SparkJar Job Development Guide

Use Cases
DLC is fully compatible with open-source Apache Spark, allowing users to write business programs for reading, writing, and analyzing data on the DLC platform. This example demonstrates how to write Java code to read and write data on COS and perform detailed operations such as creating databases and tables, and reading and writing tables on DLC, helping users complete job development on DLC.
Environment Preparation
Dependencies: JDK1.8 Maven IntelliJ IDEA
Development Process
Development Flowchart
The development flowchart for DLC Spark JAR jobs is as follows:
﻿
Creating Resource
The first time you run a job on DLC, you need to create Spark job computing resources. For example, create a Spark job resource named "dlc-demo".
1. Log in to the Data Lake Compute DLC Console.

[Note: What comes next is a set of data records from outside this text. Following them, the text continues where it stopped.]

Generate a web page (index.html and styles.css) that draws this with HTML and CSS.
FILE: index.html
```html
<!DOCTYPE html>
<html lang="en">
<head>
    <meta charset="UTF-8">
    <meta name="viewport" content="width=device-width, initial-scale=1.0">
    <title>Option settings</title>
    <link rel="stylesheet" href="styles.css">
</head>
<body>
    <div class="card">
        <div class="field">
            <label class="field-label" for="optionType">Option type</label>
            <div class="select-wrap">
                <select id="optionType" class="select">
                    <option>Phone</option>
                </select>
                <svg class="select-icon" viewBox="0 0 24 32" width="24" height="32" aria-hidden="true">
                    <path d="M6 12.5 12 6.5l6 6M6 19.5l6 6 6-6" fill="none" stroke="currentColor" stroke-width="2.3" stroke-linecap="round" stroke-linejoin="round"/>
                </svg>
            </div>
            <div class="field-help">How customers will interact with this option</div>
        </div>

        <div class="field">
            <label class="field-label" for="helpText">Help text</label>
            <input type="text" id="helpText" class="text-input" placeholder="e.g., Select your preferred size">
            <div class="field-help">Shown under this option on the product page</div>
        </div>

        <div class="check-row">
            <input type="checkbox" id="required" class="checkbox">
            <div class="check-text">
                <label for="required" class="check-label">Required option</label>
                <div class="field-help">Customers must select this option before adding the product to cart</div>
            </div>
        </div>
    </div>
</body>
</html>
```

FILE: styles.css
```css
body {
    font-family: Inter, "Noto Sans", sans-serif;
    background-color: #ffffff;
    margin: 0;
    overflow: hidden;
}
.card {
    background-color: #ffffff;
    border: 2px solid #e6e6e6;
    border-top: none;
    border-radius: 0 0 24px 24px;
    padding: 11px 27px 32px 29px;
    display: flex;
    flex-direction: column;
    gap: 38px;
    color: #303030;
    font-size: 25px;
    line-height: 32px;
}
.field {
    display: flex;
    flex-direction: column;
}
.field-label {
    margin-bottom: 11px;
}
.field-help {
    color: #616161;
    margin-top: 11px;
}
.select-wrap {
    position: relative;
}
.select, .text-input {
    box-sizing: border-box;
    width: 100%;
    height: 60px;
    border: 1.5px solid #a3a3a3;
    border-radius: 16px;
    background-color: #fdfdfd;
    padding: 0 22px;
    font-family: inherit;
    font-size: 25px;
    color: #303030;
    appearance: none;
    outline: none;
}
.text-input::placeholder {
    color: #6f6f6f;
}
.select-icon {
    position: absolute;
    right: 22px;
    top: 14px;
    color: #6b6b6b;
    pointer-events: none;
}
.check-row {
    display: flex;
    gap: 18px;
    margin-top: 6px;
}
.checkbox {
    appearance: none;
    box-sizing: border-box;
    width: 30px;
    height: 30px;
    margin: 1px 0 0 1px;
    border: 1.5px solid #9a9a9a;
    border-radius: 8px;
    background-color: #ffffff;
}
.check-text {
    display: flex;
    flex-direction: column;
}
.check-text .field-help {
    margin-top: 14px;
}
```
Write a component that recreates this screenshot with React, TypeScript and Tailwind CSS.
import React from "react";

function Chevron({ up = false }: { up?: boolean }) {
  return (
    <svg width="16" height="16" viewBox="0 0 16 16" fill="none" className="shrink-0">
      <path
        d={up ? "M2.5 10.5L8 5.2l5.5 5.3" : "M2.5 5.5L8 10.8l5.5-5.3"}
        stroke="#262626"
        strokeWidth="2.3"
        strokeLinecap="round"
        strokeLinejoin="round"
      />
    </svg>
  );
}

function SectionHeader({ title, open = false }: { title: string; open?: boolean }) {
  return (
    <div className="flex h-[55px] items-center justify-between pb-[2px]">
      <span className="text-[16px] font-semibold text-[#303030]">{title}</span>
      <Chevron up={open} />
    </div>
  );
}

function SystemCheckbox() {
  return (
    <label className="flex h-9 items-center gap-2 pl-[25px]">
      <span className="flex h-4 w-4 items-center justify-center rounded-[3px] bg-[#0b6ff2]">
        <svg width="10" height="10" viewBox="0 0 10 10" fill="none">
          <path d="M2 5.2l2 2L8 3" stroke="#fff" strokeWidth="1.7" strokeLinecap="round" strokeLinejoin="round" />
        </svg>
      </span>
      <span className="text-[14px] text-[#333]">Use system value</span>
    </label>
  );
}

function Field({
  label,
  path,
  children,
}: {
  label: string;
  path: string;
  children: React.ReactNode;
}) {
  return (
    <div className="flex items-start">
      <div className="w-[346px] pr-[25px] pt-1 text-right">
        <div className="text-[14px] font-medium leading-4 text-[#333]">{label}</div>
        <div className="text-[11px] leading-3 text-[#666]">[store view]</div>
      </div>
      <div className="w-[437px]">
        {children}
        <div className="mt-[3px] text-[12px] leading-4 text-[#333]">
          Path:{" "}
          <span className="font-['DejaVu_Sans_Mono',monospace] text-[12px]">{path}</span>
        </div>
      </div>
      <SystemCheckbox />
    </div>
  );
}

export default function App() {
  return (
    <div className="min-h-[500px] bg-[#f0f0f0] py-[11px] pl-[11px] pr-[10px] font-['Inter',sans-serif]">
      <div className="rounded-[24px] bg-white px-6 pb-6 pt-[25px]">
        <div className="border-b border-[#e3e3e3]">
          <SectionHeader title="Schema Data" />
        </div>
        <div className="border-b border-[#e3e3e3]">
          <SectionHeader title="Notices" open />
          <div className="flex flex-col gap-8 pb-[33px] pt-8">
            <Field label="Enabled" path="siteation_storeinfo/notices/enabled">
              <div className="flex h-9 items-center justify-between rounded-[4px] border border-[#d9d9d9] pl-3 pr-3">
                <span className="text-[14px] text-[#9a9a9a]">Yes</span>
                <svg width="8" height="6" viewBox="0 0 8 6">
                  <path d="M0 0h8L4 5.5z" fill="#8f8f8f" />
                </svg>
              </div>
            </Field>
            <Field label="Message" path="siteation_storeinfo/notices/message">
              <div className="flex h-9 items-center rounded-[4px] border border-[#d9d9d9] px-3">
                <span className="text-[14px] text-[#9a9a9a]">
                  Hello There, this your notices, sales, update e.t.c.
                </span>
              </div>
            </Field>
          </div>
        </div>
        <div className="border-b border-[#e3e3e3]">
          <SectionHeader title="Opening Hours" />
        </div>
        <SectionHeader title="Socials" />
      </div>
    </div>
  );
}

Select your service region, and click Data Engine in the navigation menu.
2. Click Create Resource in the upper left corner to enter the resource configuration purchase page.

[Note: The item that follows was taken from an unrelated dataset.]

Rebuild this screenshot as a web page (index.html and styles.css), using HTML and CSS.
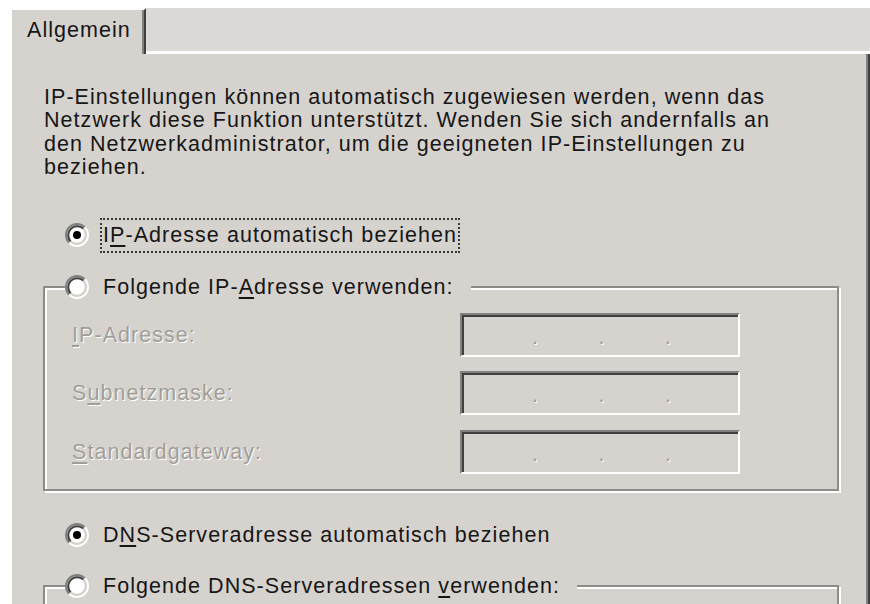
FILE: index.html
```html
<!DOCTYPE html>
<html lang="de">
<head>
    <meta charset="UTF-8">
    <title>Internetprotokoll (TCP/IP) - Eigenschaften</title>
    <link rel="stylesheet" href="styles.css">
</head>
<body>
    <svg class="defs" aria-hidden="true">
        <symbol id="radio-off" viewBox="0 0 12 12">
            <circle cx="6" cy="6" r="4.2" fill="#fff"/>
            <path d="M9.89 2.11A5.5 5.5 0 0 0 2.11 9.89" fill="none" stroke="#808080"/>
            <path d="M2.11 9.89A5.5 5.5 0 0 0 9.89 2.11" fill="none" stroke="#fff"/>
            <path d="M9.18 2.82A4.5 4.5 0 0 0 2.82 9.18" fill="none" stroke="#404040"/>
            <path d="M2.82 9.18A4.5 4.5 0 0 0 9.18 2.82" fill="none" stroke="#d4d0c8"/>
        </symbol>
        <symbol id="radio-on" viewBox="0 0 12 12">
            <use href="#radio-off"/>
            <circle cx="6" cy="6" r="2" fill="#000"/>
        </symbol>
    </svg>

    <div class="dialog">
        <div class="tabbar">
            <div class="tab">Allgemein</div>
            <div class="tab-rest"></div>
        </div>

        <div class="panel">
            <p class="intro">
                IP-Einstellungen können automatisch zugewiesen werden, wenn das<br>
                Netzwerk diese Funktion unterstützt. Wenden Sie sich andernfalls an<br>
                den Netzwerkadministrator, um die geeigneten IP-Einstellungen zu<br>
                beziehen.
            </p>

            <div class="option auto-ip">
                <svg class="radio"><use href="#radio-on"/></svg>
                <span class="option-label focus">I<u>P</u>-Adresse automatisch beziehen</span>
            </div>

            <fieldset class="group">
                <legend class="option">
                    <svg class="radio"><use href="#radio-off"/></svg>
                    <span class="option-label">Folgende IP-<u>A</u>dresse verwenden:</span>
                </legend>
                <div class="fields">
                    <span class="field-label"><u>I</u>P-Adresse:</span>
                    <div class="ip-field"><span class="dot">.</span><span class="dot">.</span><span class="dot">.</span></div>

                    <span class="field-label">S<u>u</u>bnetzmaske:</span>
                    <div class="ip-field"><span class="dot">.</span><span class="dot">.</span><span class="dot">.</span></div>

                    <span class="field-label"><u>S</u>tandardgateway:</span>
                    <div class="ip-field"><span class="dot">.</span><span class="dot">.</span><span class="dot">.</span></div>
                </div>
            </fieldset>

            <div class="option dns-auto">
                <svg class="radio"><use href="#radio-on"/></svg>
                <span class="option-label">D<u>N</u>S-Serveradresse automatisch beziehen</span>
            </div>

            <fieldset class="group group-dns">
                <legend class="option">
                    <svg class="radio"><use href="#radio-off"/></svg>
                    <span class="option-label">Folgende DNS-Serveradressen <u>v</u>erwenden:</span>
                </legend>
            </fieldset>
        </div>
    </div>
</body>
</html>
```

FILE: styles.css
```css
body { margin: 0; height: 604px; overflow: hidden; background: #fff; color: #161616; font-family: "Liberation Sans", Arial, sans-serif; font-size: 21.5px; letter-spacing: 1.05px; }
.defs { display: block; width: 0; height: 0; overflow: hidden; }
u { text-decoration-thickness: 2px; text-underline-offset: 3px; }

.dialog { margin: 8px 0 0 10px; width: 860px; }
.tabbar { display: flex; height: 46px; background: #dcdad6; }
.tab { box-sizing: border-box; width: 136px; display: flex; align-items: center; padding: 0 0 3px 15px; background: #d6d3ce; border-top: 2px solid #fff; border-left: 2px solid #fff; border-right: 2px solid #404040; box-shadow: inset -2px 0 #808080; }
.tab-rest { flex: 1; border-bottom: 3px solid #fff; }

.panel { height: 600px; padding-top: 32px; background: #d6d3ce; border-left: 2px solid #fff; border-right: 2px solid #404040; box-shadow: inset -2px 0 #808080; }
.intro { margin: 0 0 0 32px; line-height: 23.3px; }

.option { display: flex; align-items: center; height: 24px; }
.panel > .option { margin-left: 53px; }
.radio { flex: none; width: 24px; height: 24px; margin-right: 11px; }
.option-label { padding: 0 1px; border: solid transparent; border-width: 0 2px; line-height: 24px; white-space: nowrap; }
.option-label.focus { border: 2px dotted #3a3a3a; padding: 3.5px 1px; }
.auto-ip { height: 35px; margin-top: 38.8px; }
.dns-auto { margin-top: 32px; }

.group { box-sizing: border-box; width: 796px; min-width: 0; margin: 22px 0 0 31px; padding: 14px 0 15px 20px; border: 2px solid #8e8c88; box-shadow: inset 2px 2px #fff, 2px 2px #fff; }
.group legend { padding: 0 14px 0 0; background: #d6d3ce; }
.group-dns { height: 200px; margin-top: 27px; }

.fields { display: grid; grid-template-columns: 388px 280px; row-gap: 14.5px; align-items: center; padding-left: 7px; }
.field-label { line-height: 24px; color: #a09e99; text-shadow: 1px 1px 0 #fff; }
.ip-field { box-sizing: border-box; height: 44px; display: flex; gap: 60.5px; padding: 11px 0 0 70px; border: 2px solid; border-color: #808080 #fff #fff #808080; box-shadow: inset 2px 2px #404040; line-height: 23px; color: #a09e99; text-shadow: 1px 1px 0 #fff; }
.dot { width: 6px; text-align: center; letter-spacing: 0; }
```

3. In Cluster Configuration > Calculation Engine Type, select Spark Job Engine.
﻿
In Information Configuration > Resource Name, enter "dlc-demo". For detailed instructions on creating resources, see Purchasing Private Data Engine.
﻿
4. Click Activate Now and confirm the resource configuration information.
5. After confirming the information is correct, click Submit to complete the resource configuration.
Uploading Data to COS
Create a bucket named "dlc-demo" and upload the people.json file to use as an example for reading and writing data from COS. The content of the people.json file is as follows:
{"name":"Michael"}
{"name":"Andy", "age":30}
{"name":"Justin", "age":3}
{"name":"WangHua", "age":19}
{"name":"ZhangSan", "age":10}
{"name":"LiSi", "age":33}
{"name":"ZhaoWu", "age":37}
{"name":"MengXiao", "age":68}
{"name":"KaiDa", "age":89}
1. Log in to the Cloud Object Storage (COS) console and click Bucket List in the left navigation menu.
2. Create a bucket: Click Create Bucket in the upper left corner, enter "dlc-demo" for the name, and click Next to complete the configuration.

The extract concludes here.